A Few Minutes with the Mayor – May 2016

Most of our Jacksonville citizens have never been to one of our City Council meetings. They don’t know what they are missing. It’s true each meeting has an agenda, but that doesn’t always foretell what might happen since human behavior is quite often unpredictable. This was certainly borne out during our last meeting in March. Talk about high drama! It was like a Gary Cooper showdown in High Noon!

We’d done the Pledge of Allegiance, approved the previous meeting’s minutes and the bills, and thought we were ready for public input. No one in the room could have been ready for what happened next. One of our senior citizens, a well known, civic busybody, got up… dropped a bag of marbles on my desk while asking if I’d lost mine… and then gave the Sieg Heil salute while calling me Adolf Hitler. It was a cinema photographer’s dream, though without the cameras rolling.

Everywhere I looked, jaws dropped in total disbelief. Now I know what the phrase “dead silence” means. It was probably the quietest moment in the history of Old City Hall. Still wrestling with the scene in my mind, I wondered if perhaps I really had lost my marbles. Was this a Walter Mitty moment? Was I someone else in a different place and time? Perhaps Leslie Howard in Mr. V in Gestapo headquarters! No! There were no swastikas in the room and I wore no black Nazi armband. Was I Conrad Veidt as Major Strasse in Casablanca? No! Conrad was too tall for me to pull that off. Perhaps Charlie Chaplin in The Great Dictator! Again, no! I had no mustache… perhaps 5 o’clock shadow, but no mustache. Finally, some semblance of where I really was returned when I saw that the portrait on the wall behind me was that of George Washington and not ‘”Der Fuhrer.”

Fortunately, the job of mayor does not require a wit so sharp and politically honed that one must instantly return an insult with verbal ease. However, many of our political leaders on the world stage do seem to possess this ability, though I doubt most could top Sir Winston Churchill.
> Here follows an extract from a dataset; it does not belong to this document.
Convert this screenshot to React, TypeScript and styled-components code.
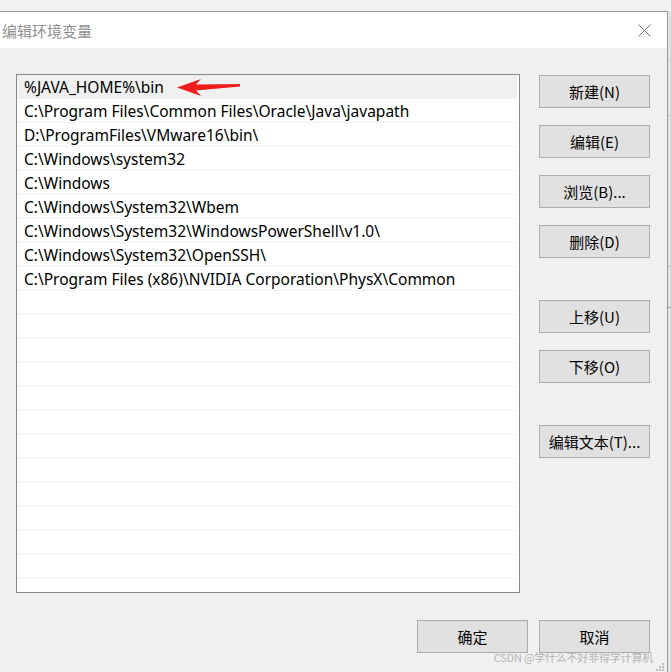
import React from "react";
import styled, { createGlobalStyle } from "styled-components";

const Global = createGlobalStyle`
  html, body { margin: 0; padding: 0; background: #e6e6e6; }
  body { width: 671px; height: 672px; overflow: hidden; font-family: "Noto Sans", "Noto Sans CJK SC", sans-serif; }
  #root { width: 671px; height: 672px; }
`;

const Page = styled.div`
  width: 671px;
  height: 672px;
  display: flex;
  flex-direction: column;
  background: linear-gradient(#f2f2f2, #e4e4e4);
`;

const TopStrip = styled.div`
  height: 11px;
  flex: none;
`;

const Row = styled.div`
  flex: 1;
  display: flex;
  min-height: 0;
`;

const Window = styled.div`
  width: 667px;
  border-top: 1px solid #9a9a9a;
  border-right: 1px solid #9a9a9a;
  background: #f0f0f0;
  display: flex;
  flex-direction: column;
  position: relative;
`;

const SideStrip = styled.div`
  flex: 1;
  background: #e2e2e2;
  display: flex;
  flex-direction: column;
`;

const SideMark = styled.div<{ $h: number; $c: string }>`
  height: ${(p) => p.$h}px;
  border-bottom: 1px solid ${(p) => p.$c};
`;

const TitleBar = styled.div`
  height: 36px;
  background: #ffffff;
  display: flex;
  align-items: center;
  justify-content: space-between;
  padding: 0 16px 0 2px;
`;

const Title = styled.div`
  font-family: "Noto Sans CJK SC", sans-serif;
  font-size: 15px;
  color: #8f8f8f;
`;

const Body = styled.div`
  flex: 1;
  display: flex;
  flex-direction: column;
  padding: 26px 0 0 16px;
`;

const Main = styled.div`
  display: flex;
  gap: 19px;
`;

const ListBox = styled.div`
  width: 500px;
  height: 517px;
  border: 1px solid #828790;
  background: #ffffff;
  overflow: hidden;
  padding-right: 2px;
`;

const ListRow = styled.div<{ $sel?: boolean }>`
  height: 22px;
  padding-top: 1px;
  border-bottom: 1px solid #f0f0f0;
  background: ${(p) => (p.$sel ? "#f0f0f0" : "#ffffff")};
  display: flex;
  align-items: center;
  padding-left: 7px;
  font-family: "Noto Sans", "Noto Sans CJK SC", sans-serif;
  font-size: 15.5px;
  color: #000000;
  white-space: nowrap;
  position: relative;
`;

const Arrow = styled.svg`
  position: absolute;
  left: 160px;
  top: 3px;
`;

const ButtonCol = styled.div`
  display: flex;
  flex-direction: column;
  padding-top: 1px;
`;

const Btn = styled.div<{ $mt?: number }>`
  width: 109px;
  height: 31px;
  margin-top: ${(p) => p.$mt ?? 0}px;
  background: #e1e1e1;
  border: 1px solid #adadad;
  display: flex;
  align-items: center;
  justify-content: center;
  font-family: "Noto Sans CJK SC", sans-serif;
  font-size: 15px;
  color: #000000;
`;

const Footer = styled.div`
  display: flex;
  justify-content: flex-end;
  gap: 11px;
  padding: 27px 17px 0 0;
`;

const Watermark = styled.div`
  position: absolute;
  right: 14px;
  bottom: 7px;
  font-family: "Noto Sans CJK SC", sans-serif;
  font-size: 11px;
  color: #b5b5b5;
  letter-spacing: -0.2px;
`;

const Grip = styled.svg`
  position: absolute;
  right: 2px;
  bottom: 0px;
`;

const rows = [
  "%JAVA_HOME%\\bin",
  "C:\\Program Files\\Common Files\\Oracle\\Java\\javapath",
  "D:\\ProgramFiles\\VMware16\\bin\\",
  "C:\\Windows\\system32",
  "C:\\Windows",
  "C:\\Windows\\System32\\Wbem",
  "C:\\Windows\\System32\\WindowsPowerShell\\v1.0\\",
  "C:\\Windows\\System32\\OpenSSH\\",
  "C:\\Program Files (x86)\\NVIDIA Corporation\\PhysX\\Common",
];

export default function App() {
  const all = [...rows, ...Array(13).fill("")];
  return (
    <>
      <Global />
      <Page>
        <TopStrip />
        <Row>
          <Window>
            <TitleBar>
              <Title>编辑环境变量</Title>
              <svg width="13" height="13" viewBox="0 0 13 13">
                <path d="M0.5 0.5 L12.5 12.5 M12.5 0.5 L0.5 12.5" stroke="#707070" strokeWidth="1" />
              </svg>
            </TitleBar>
            <Body>
              <Main>
                <ListBox>
                  {all.map((t, i) => (
                    <ListRow key={i} $sel={i === 0}>
                      {t}
                      {i === 0 && (
                        <Arrow width="64" height="18" viewBox="0 0 64 18">
                          <path d="M0 9.5 L24 1 L19 6.5 L63 6 L63 8.5 L19 12.5 L24 18 Z" fill="#f01d1d" />
                        </Arrow>
                      )}
                    </ListRow>
                  ))}
                </ListBox>
                <ButtonCol>
                  <Btn>新建(N)</Btn>
                  <Btn $mt={17}>编辑(E)</Btn>
                  <Btn $mt={17}>浏览(B)...</Btn>
                  <Btn $mt={17}>删除(D)</Btn>
                  <Btn $mt={42}>上移(U)</Btn>
                  <Btn $mt={17}>下移(O)</Btn>
                  <Btn $mt={42}>编辑文本(T)...</Btn>
                </ButtonCol>
              </Main>
              <Footer>
                <Btn>确定</Btn>
                <Btn>取消</Btn>
              </Footer>
            </Body>
            <Watermark>CSDN @学什么不好非得学计算机</Watermark>
            <Grip width="10" height="10" viewBox="0 0 10 10">
              <rect x="7" y="1" width="2" height="2" fill="#bcbcbc" />
              <rect x="4" y="4" width="2" height="2" fill="#bcbcbc" />
              <rect x="7" y="4" width="2" height="2" fill="#bcbcbc" />
              <rect x="1" y="7" width="2" height="2" fill="#bcbcbc" />
              <rect x="4" y="7" width="2" height="2" fill="#bcbcbc" />
              <rect x="7" y="7" width="2" height="2" fill="#bcbcbc" />
            </Grip>
          </Window>
          <SideStrip>
            <SideMark $h={48} $c="#d0d0d0" />
            <SideMark $h={55} $c="#c8c8c8" />
            <SideMark $h={150} $c="#c0c0c0" />
            <SideMark $h={40} $c="#a0a0a0" />
          </SideStrip>
        </Row>
      </Page>
    </>
  );
}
When accosted by Lady Astor who said, “If you were my husband, I’d poison your tea.” Churchill replied: “Madam, if you were my wife, I’d drink it.”

There are times when it seems prudent to not reply when insults and epithets are thrown about. When our first President, George Washington, was about to retire, he received a letter from Thomas Paine… a former supporter. Amongst his other charges, Paine wrote, “The world will be puzzled to decide whether you are an apostate or an impostor; whether you have abandoned good principles, or whether you ever had any.” George wisely decided silence was a virtue.

The history of political discourse is checkered with rude, if not appalling, behavior no matter where you look. No less than Abraham Lincoln was called the “missing link” and the “original gorilla.” Indeed, every decade of American history has been filled with political speech of the sort we now decry. Jingles about Warren G. Harding’s illegitimate daughter, rumors that FDR was scheming to become a dictator, caricatures of “Tricky Dick” Nixon as a used-car salesman, Ronald Reagan mocked as an amiable dunce, Bill Clinton nicknamed “Slick Willy,”… American political speech has always used insult and personal attacks in partisan disputes over power and policy. Our First Amendment right protects our right of free speech… not its content. In a true democracy there will always be someone spouting invective.

The Seig Heil salute is somewhat different from invective. It conjures up images of death and destruction… anti-semitism and concentration camps… and over 1,000,000 American casualties during one of the worst wars in the world’s history. I remember the Newsreel images… I remember them quite vividly even today. No! Use invective if you must, but there is no place in all of civilization for that salute.

And anyone who would use it should understand that. I fear our busybody has forgotten what that salute really means.